Acreditamos que este canal pode contribuir para melhorar o ambiente que rodeia o futebol português. Queremos aumentar a exposição de todas as nossas equipas nacionais, desde o futebol feminino, às equipas de jovens, futsal e futebol de praia. Vamos mostrar o panorama do futebol em Portugal e vamos falar sobre o desporto de uma forma positiva e construtiva. Vamos também partilhar as realidades desconhecidas do Futebol Português e de muitos jogadores portugueses que jogam e treinam em todo o mundo.
Como é a sua relação com o presidente da UEFA, Aleksander Čeferin, e que papel pensa que ele teve no desenvolvimento e promoção do futebol europeu durante o seu mandato?
Partilhamos o objectivo de tornar o futebol ainda mais atractivo para os muitos adeptos que temos na Europa e em todo o mundo. Acredito que o presidente da UEFA está no caminho certo para desenvolver o jogo e promover boas soluções para o futuro, em áreas como a transparência, a proteção do jogo, o formato das competições, a solidariedade e a tecnologia. No entanto, não estou em posição de avaliar o seu papel. Penso que o seu trabalho ao longo dos últimos anos fala por si. Como pessoa, ele tem sido uma grande surpresa positiva para mim. Partilhamos muitas visões semelhantes da vida e perspectivas sobre o desenvolvimento do desporto.

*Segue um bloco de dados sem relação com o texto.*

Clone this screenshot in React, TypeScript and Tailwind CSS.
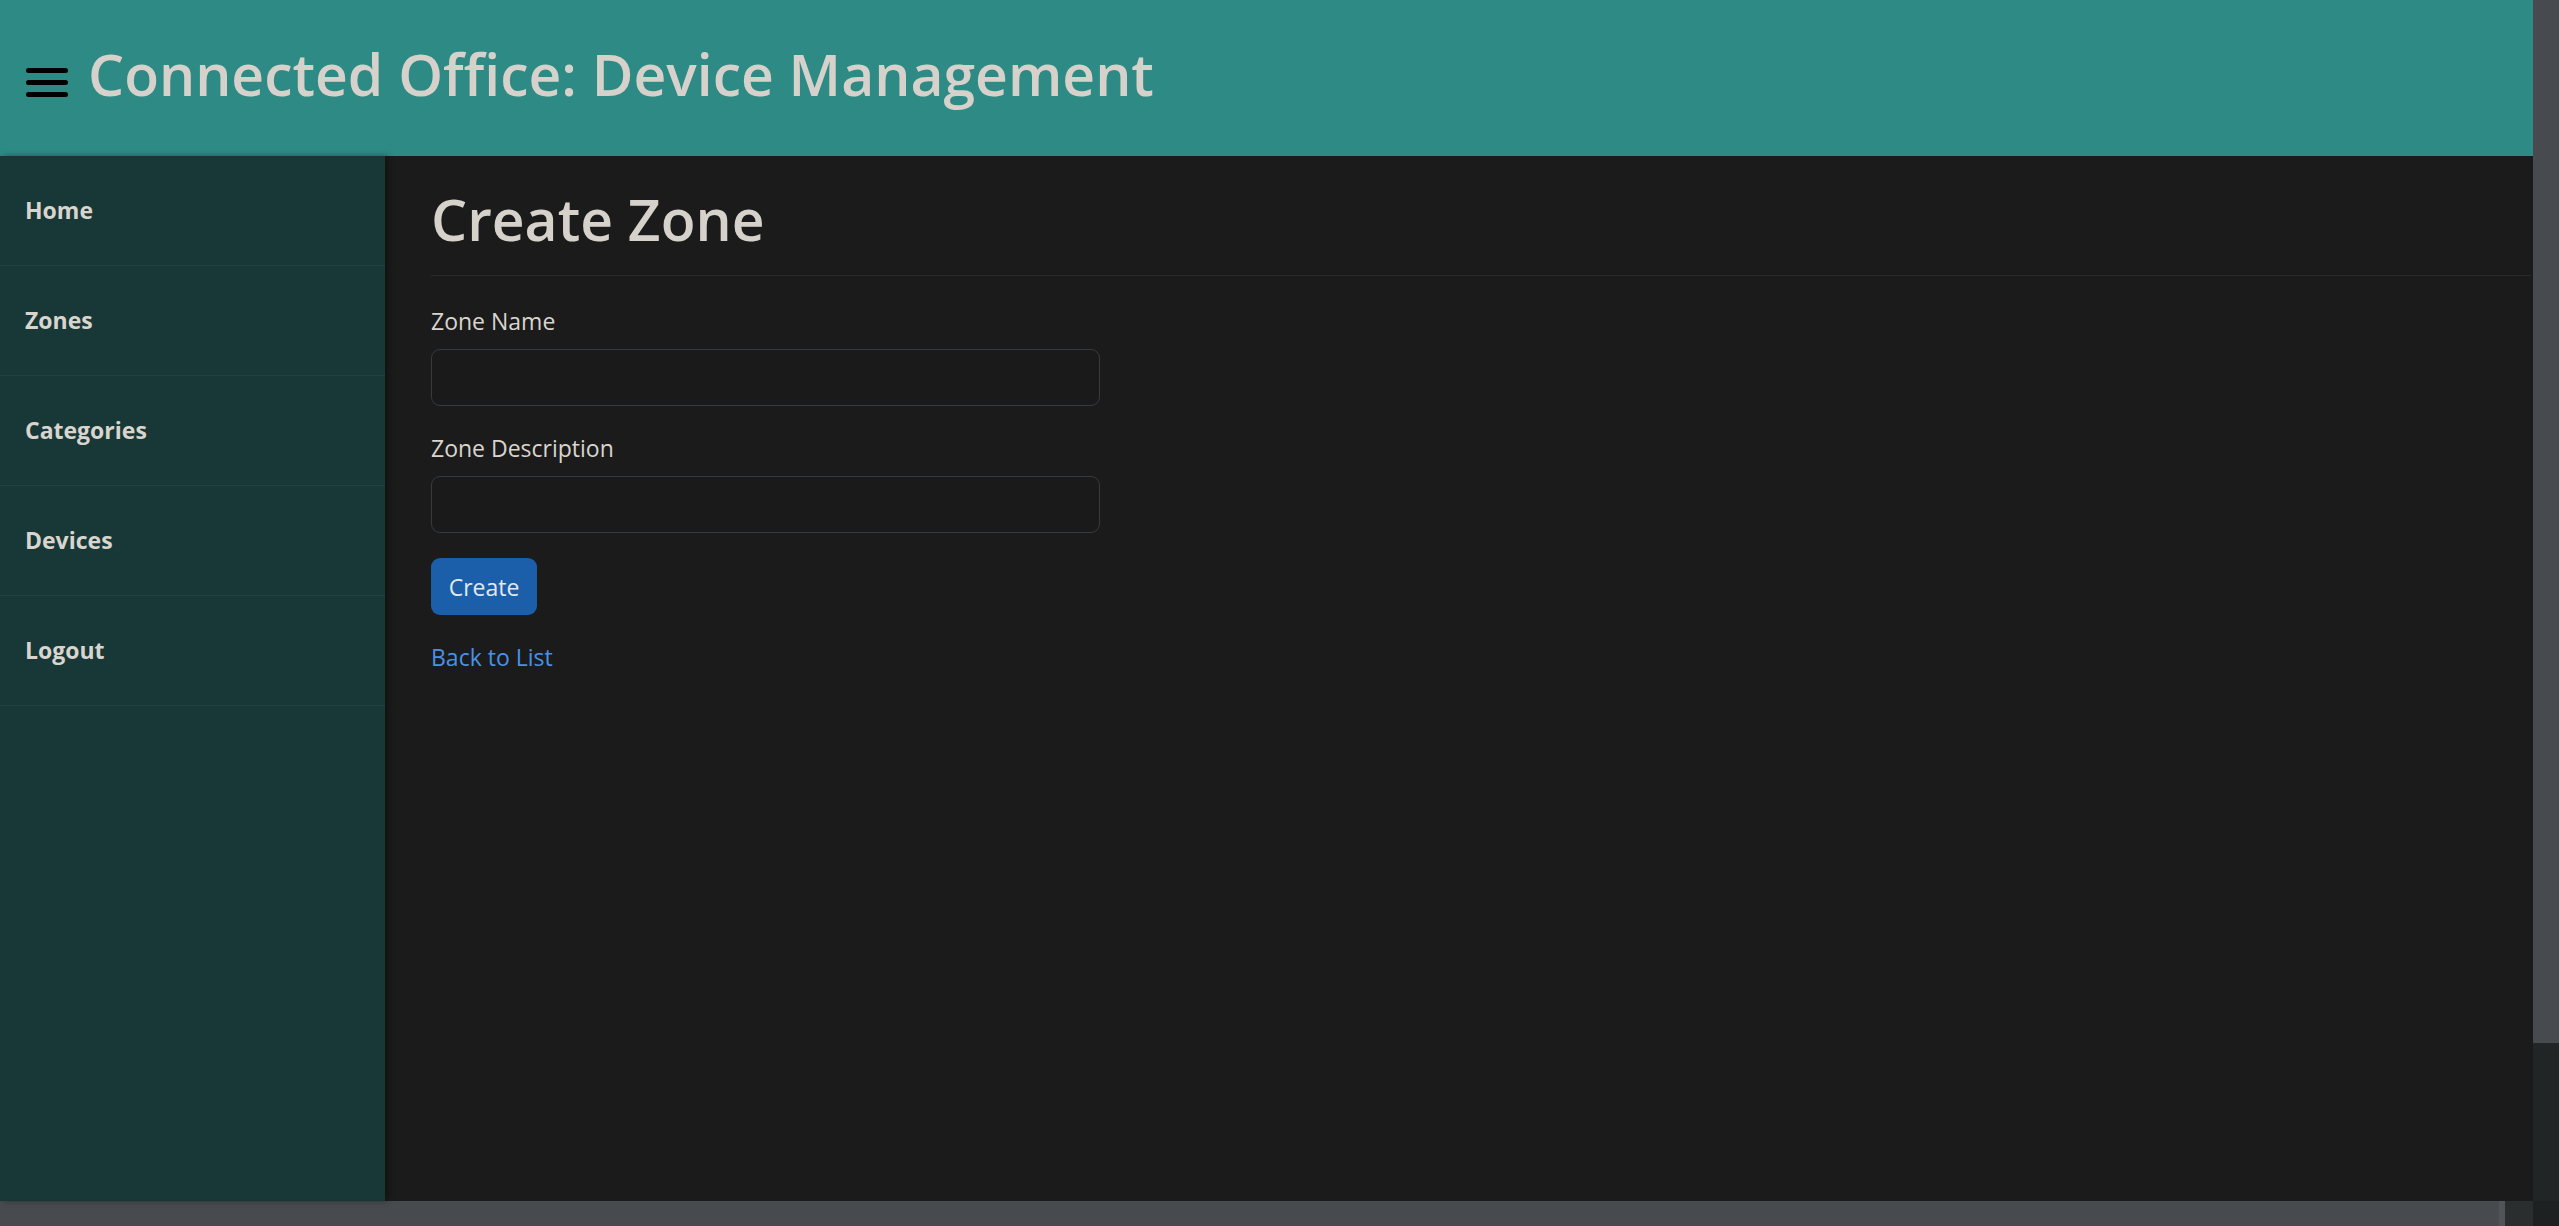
import React from "react";

const navItems = ["Home", "Zones", "Categories", "Devices", "Logout"];

function MenuIcon() {
	return (
		<svg width="42" height="29" viewBox="0 0 42 29" className="shrink-0">
			<rect x="0" y="0" width="42" height="5" rx="2.5" fill="#000" />
			<rect x="0" y="12" width="42" height="5" rx="2.5" fill="#000" />
			<rect x="0" y="24" width="42" height="5" rx="2.5" fill="#000" />
		</svg>
	);
}

function Field({ label }: { label: string }) {
	return (
		<div className="flex flex-col">
			<label className="text-[23px] leading-[36px] text-[#d9d5ce] mb-[10px]">{label}</label>
			<input
				type="text"
				className="w-[669px] h-[57px] rounded-[9px] border border-[#363b40] bg-[#1a1a1a] outline-none px-4 text-[#d9d5ce]"
			/>
		</div>
	);
}

export default function App() {
	return (
		<div className="h-[1226px] w-full flex flex-col overflow-hidden font-['Open_Sans',sans-serif]">
			<div className="flex flex-1 min-h-0">
				<div className="flex-1 flex flex-col min-w-0">
					<header className="h-[156px] shrink-0 bg-[#2d8a85] flex items-center pl-[26px] gap-[20px]">
						<div className="mt-[8px]">
							<MenuIcon />
						</div>
						<h1 className="text-[57px] leading-[1.2] font-semibold text-[#d6d2cb] mb-[8px]">
							Connected Office: Device Management
						</h1>
					</header>
					<div className="flex flex-1 min-h-0">
						<nav className="w-[385px] shrink-0 bg-[#183838] shadow-[3px_0_6px_rgba(0,0,0,0.35)] z-10">
							<ul>
								{navItems.map((item) => (
									<li
										key={item}
										className="h-[110px] border-b border-[#1e4343] flex items-center pl-[25px] text-[23px] font-bold text-[#d9d5ce]"
									>
										{item}
									</li>
								))}
							</ul>
						</nav>
						<main className="flex-1 bg-[#1b1b1b] border-r-2 border-[#161b1e]">
							<div className="ml-[46px] mt-[29px] pb-[22px] border-b border-[#2a2a2a]">
								<h2 className="text-[57px] leading-[1.2] font-semibold text-[#d6d2cb]">Create Zone</h2>
							</div>
							<form className="ml-[46px] mt-[27px] flex flex-col">
								<Field label="Zone Name" />
								<div className="mt-[24px]">
									<Field label="Zone Description" />
								</div>
								<div className="mt-[25px]">
									<button
										type="button"
										className="h-[57px] w-[106px] rounded-[9px] bg-[#1b5faa] text-[23px] text-[#e3e8f0]"
									>
										Create
									</button>
								</div>
								<a href="#" className="mt-[24px] text-[23px] leading-[36px] text-[#4a91e6] w-fit">
									Back to List
								</a>
							</form>
						</main>
					</div>
				</div>
				<div className="w-[26px] shrink-0 flex flex-col">
					<div className="h-[1043px] bg-[#474b4f]" />
					<div className="flex-1 bg-[#212525]" />
				</div>
			</div>
			<div className="h-[25px] shrink-0 flex">
				<div className="w-[2505px] bg-[#474b4f] border-r-[6px] border-[#50555a]" />
				<div className="flex-1 bg-[#2a2e2f]" />
				<div className="w-[26px] bg-[#1e2121]" />
			</div>
		</div>
	);
}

Quais são as suas prioridades para o seu próximo mandato?
As minhas metas são projetadas até 2020 e são para o sucesso continuado do nosso trabalho e para o desenvolvimento do futebol em Portugal. Depois disso, espero que o presidente Fernando Gomes me diga se gostaria que eu continuasse a fazer parte desta administração e que continuasse o trabalho que estamos a fazer.